Ossia Cosi fan tutti, as you never could have possibly imagined it.
French stage director Marie-Éve Signeyrole flipped the opera’s two titles, setting the second of the Mozart / DaPonte trilogy in a university lecture hall — let’s say that it’s still in Naples, though Italian baritone, Pesaro finished Simone Del Savio [lead photo, top] lectured us (extensive interpolated speeches) in fine Roman Tuscan (high Italian), while he lectured 20 young Lyonnaise couples seated in the lecture hall about the vagaries and inconstancies of love, provoking the well known challenge to the students.
Welsh tenor, Lyon Opera Studio finished Robert Louis (Ferrando) came forward, as did Russian born, Bolshoi finished baritone Ilya Kutyukhin (Guglielmo). and then emerged Oman born, Indiana University finished mezzo-soprano Deepa Johnny (Dorabella) [lead photo, bottom], as did Bulgarian born, Juilliard finished soprano Tamara Banješeviċ (Fiordiligi) [lead photo, middle]. All in the casual, clumsy, impromptu dress of contemporary university students.
But wait! How did Mme. Signeyrole stage the entrance of the Albanian soldiers? The university students, donning white smocks, had moved to a life drawing class where a number of nude male models posed on pedestals. Ferrando and Guglielmo, among the models, were discreetly not entirely nude, though enough to confuse the girls. The guys drank poison from a thermos, a playful student named Despina, Mannheim born, Lyon Opera Studio finished soprano Giulia Scopelliti came forward to revive them with a truly menacing hypodermic syringe.
Stage director Signeyrole makes much use of well integrated video, a videographer is sometimes present who projects close up images on discretely placed, large and small stage screens. Other times there was a huge screen backdrop that served to display vertically what is horizontally strewn on the floor — a signature Signeyrole technique, here it was 20 supine Lyonnaise couples embracing. Mme. Signeyrole’s video served also as a moving backdrop behind bicycles that were peddling off to war, this during the first act chorus “La bella vita militar” — the chorus well hidden behind five bright bicycle headlights in our eyes.

After the intermission, the female students came together in a Despina led food laboratory, where very ripe and very colorful fruits and vegetables were displayed, and intermingled videographically with playful erotic imagery, while Despina encouraged the young women, one and all, to partake freely of the pleasures of life.
Mme. Signeyrole’s Cosi fan tutte was total and complete magic! Though the second act still got long, and as usual there more Despina than you wanted.
The final image were the six principals in their grand finale ensemble, furtively moving here and there, always alone on a revolving stage.
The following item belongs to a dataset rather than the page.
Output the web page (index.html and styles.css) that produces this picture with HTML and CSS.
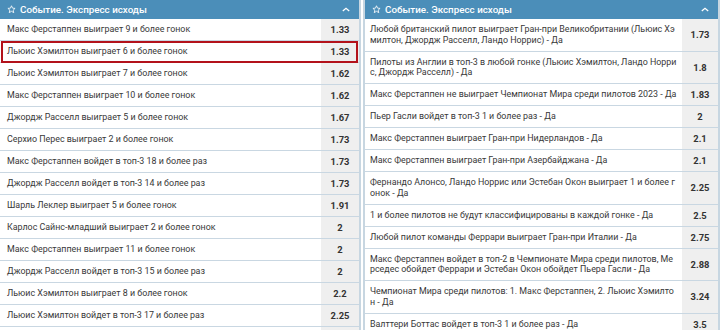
FILE: index.html
```html
<!DOCTYPE html>
<html lang="ru">
<head>
<meta charset="utf-8">
<link rel="stylesheet" href="styles.css">
</head>
<body>
<div class="wrap">
  <section class="panel left">
    <div class="head">
      <svg class="star" viewBox="0 0 12 12" width="9" height="9"><path d="M6 1 L7.4 4.2 L10.8 4.5 L8.2 6.8 L9 10.2 L6 8.4 L3 10.2 L3.8 6.8 L1.2 4.5 L4.6 4.2 Z" fill="none" stroke="#fff" stroke-width="1.1" stroke-linejoin="round"/></svg>
      <span class="title">Событие. Экспресс исходы</span>
      <svg class="chev" viewBox="0 0 10 6" width="8" height="5"><path d="M1 5 L5 1.5 L9 5" fill="none" stroke="#fff" stroke-width="1.6"/></svg>
    </div>
    <div class="row"><div class="name">Макс Ферстаппен выиграет 9 и более гонок</div><div class="odd">1.33</div></div>
    <div class="row sel"><div class="name">Льюис Хэмилтон выиграет 6 и более гонок</div><div class="odd">1.33</div></div>
    <div class="row"><div class="name">Льюис Хэмилтон выиграет 7 и более гонок</div><div class="odd">1.62</div></div>
    <div class="row"><div class="name">Макс Ферстаппен выиграет 10 и более гонок</div><div class="odd">1.62</div></div>
    <div class="row"><div class="name">Джордж Расселл выиграет 5 и более гонок</div><div class="odd">1.67</div></div>
    <div class="row"><div class="name">Серхио Перес выиграет 2 и более гонок</div><div class="odd">1.73</div></div>
    <div class="row"><div class="name">Макс Ферстаппен войдет в топ-3 18 и более раз</div><div class="odd">1.73</div></div>
    <div class="row"><div class="name">Джордж Расселл войдет в топ-3 14 и более раз</div><div class="odd">1.73</div></div>
    <div class="row"><div class="name">Шарль Леклер выиграет 5 и более гонок</div><div class="odd">1.91</div></div>
    <div class="row"><div class="name">Карлос Сайнс-младший выиграет 2 и более гонок</div><div class="odd">2</div></div>
    <div class="row"><div class="name">Макс Ферстаппен выиграет 11 и более гонок</div><div class="odd">2</div></div>
    <div class="row"><div class="name">Джордж Расселл войдет в топ-3 15 и более раз</div><div class="odd">2</div></div>
    <div class="row"><div class="name">Льюис Хэмилтон выиграет 8 и более гонок</div><div class="odd">2.2</div></div>
    <div class="row"><div class="name">Льюис Хэмилтон войдет в топ-3 17 и более раз</div><div class="odd">2.25</div></div>
    <div class="row"><div class="name">Макс Ферстаппен выиграет 12 и более гонок</div><div class="odd">2.5</div></div>
  </section>
  <section class="panel right">
    <div class="head">
      <svg class="star" viewBox="0 0 12 12" width="9" height="9"><path d="M6 1 L7.4 4.2 L10.8 4.5 L8.2 6.8 L9 10.2 L6 8.4 L3 10.2 L3.8 6.8 L1.2 4.5 L4.6 4.2 Z" fill="none" stroke="#fff" stroke-width="1.1" stroke-linejoin="round"/></svg>
      <span class="title">Событие. Экспресс исходы</span>
      <svg class="chev" viewBox="0 0 10 6" width="8" height="5"><path d="M1 5 L5 1.5 L9 5" fill="none" stroke="#fff" stroke-width="1.6"/></svg>
    </div>
    <div class="row"><div class="name">Любой британский пилот выиграет Гран-при Великобритании (Льюис Хэмилтон, Джордж Расселл, Ландо Норрис) - Да</div><div class="odd">1.73</div></div>
    <div class="row"><div class="name">Пилоты из Англии в топ-3 в любой гонке (Льюис Хэмилтон, Ландо Норрис, Джордж Расселл) - Да</div><div class="odd">1.8</div></div>
    <div class="row"><div class="name">Макс Ферстаппен не выиграет Чемпионат Мира среди пилотов 2023 - Да</div><div class="odd">1.83</div></div>
    <div class="row"><div class="name">Пьер Гасли войдет в топ-3 1 и более раз - Да</div><div class="odd">2</div></div>
    <div class="row"><div class="name">Макс Ферстаппен выиграет Гран-при Нидерландов - Да</div><div class="odd">2.1</div></div>
    <div class="row"><div class="name">Макс Ферстаппен выиграет Гран-при Азербайджана - Да</div><div class="odd">2.1</div></div>
    <div class="row"><div class="name">Фернандо Алонсо, Ландо Норрис или Эстебан Окон выиграет 1 и более гонок - Да</div><div class="odd">2.25</div></div>
    <div class="row"><div class="name">1 и более пилотов не будут классифицированы в каждой гонке - Да</div><div class="odd">2.5</div></div>
    <div class="row"><div class="name">Любой пилот команды Феррари выиграет Гран-при Италии - Да</div><div class="odd">2.75</div></div>
    <div class="row"><div class="name">Макс Ферстаппен войдет в топ-2 в Чемпионате Мира среди пилотов, Мерседес обойдет Феррари и Эстебан Окон обойдет Пьера Гасли - Да</div><div class="odd">2.88</div></div>
    <div class="row"><div class="name">Чемпионат Мира среди пилотов: 1. Макс Ферстаппен, 2. Льюис Хэмилтон - Да</div><div class="odd">3.24</div></div>
    <div class="row"><div class="name">Валттери Боттас войдет в топ-3 1 и более раз - Да</div><div class="odd">3.5</div></div>
  </section>
</div>
</body>
</html>
```
FILE: styles.css
```css
html, body {
  margin: 0;
  padding: 0;
  background: #fff;
}
body {
  font-family: Roboto, "Liberation Sans", Arial, sans-serif;
  font-size: 8.9px;
  color: #333;
  width: 720px;
  height: 330px;
  overflow: hidden;
}
.wrap {
  display: flex;
  gap: 2px;
  align-items: flex-start;
}
.panel {
  display: flex;
  flex-direction: column;
}
.left {
  width: 360px;
  border-right: 2px solid #c7d6e1;
}
.right {
  width: 354px;
  border-left: 2px solid #c7d6e1;
  border-right: 2px solid #c7d6e1;
}
.head {
  height: 19px;
  background: #4b8eb9;
  color: #fff;
  display: flex;
  align-items: center;
  padding: 0 7px;
  gap: 4px;
}
.title {
  font-size: 9.8px;
  font-weight: 500;
  flex: 1;
}
.chev {
  margin-right: 2px;
}
.row {
  display: grid;
  grid-template-columns: 1fr 38px;
  border-bottom: 1.5px solid #c9d7e2;
  position: relative;
}
.right .row {
  grid-template-columns: 1fr 36px;
}
.name {
  padding: 5.25px 7px;
  line-height: 10.5px;
  word-break: break-all;
  color: #383838;
}
.right .name {
  padding: 5.25px 4px 5.25px 5px;
}
.odd {
  background: #efefef;
  font-size: 9.4px;
  font-weight: 700;
  display: flex;
  align-items: center;
  justify-content: center;
  color: #333;
}
.sel::after {
  content: "";
  position: absolute;
  left: 1px;
  right: 1px;
  top: 0;
  bottom: -1px;
  border: 2px solid #b3121b;
  pointer-events: none;
}
```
We saw, quite graphically, that it is very dangerous, and cruel to play with human emotions.
The magic did not stop with the staging. British conductor Duncan Ward set delightful tempos that kept up and encouraged the playful staging, tempos that were sometimes in an elevated briskness, sometimes sharpening the rhythms that we are [so very] used to. But never did the maestro lose tract of the stage — there was a perfect synergy of pit to stage. Interestingly the maestro kept the string sound well below the woodwinds (flutes, clarinets, oboes, bassoons) that strongly brought forth the myriad colors of the score. Fortepiano was the continuo instrument.
The Opéra de Lyon is one of the more progressive stages in Europe. Its audience is well attuned to the importance of maintaining a dramaturgical tension in the staging of an opera, rather then focusing on individual performative moments, i.e applauding a well sung aria. While this is certainly disconcerting for someone not initiated into Lyonnaise operatic protocol, one quickly and appreciatively adapts.
But the audience on June 18 could not help themselves. Applause broke out after Fiordiligi’s “Come scoglio,” sung with brutal resolve in very clear voice by soprano Tamara Banješeviċ, and broke out again after Ferrando’s “Ah, lo veggio, quell’anima bella,” sung in wrenchingly soft despair by tenor Robert Lewis.

The youth of the cast brought infectious energy to the performance, and an appreciation of the accomplishments of the young artist programs around the world. The entire cast exhibited solid technique, knowing stage presence, and carefully applied musicianship. Conductor Duncan Ward as well had preparation at the Karajan Academy of the Berlin Philharmonic, a protege of Simon Rattle.
The extensive video was created by Marie-Éve Signeyrole, Strasburg designer Fabien Teigné imagined the sets and costumes. The effective lighting was by Strasburg designer Philippe Berthomé. French dramaturg Louis Gelsier oversaw the transposition of Cosi to the university setting, as he had of Vincent Huguet’s transposition of Massenet’s Manon from 1731 to 1924, playing simultaneously at the Opéra Bastille in Paris (see my review just beside this review).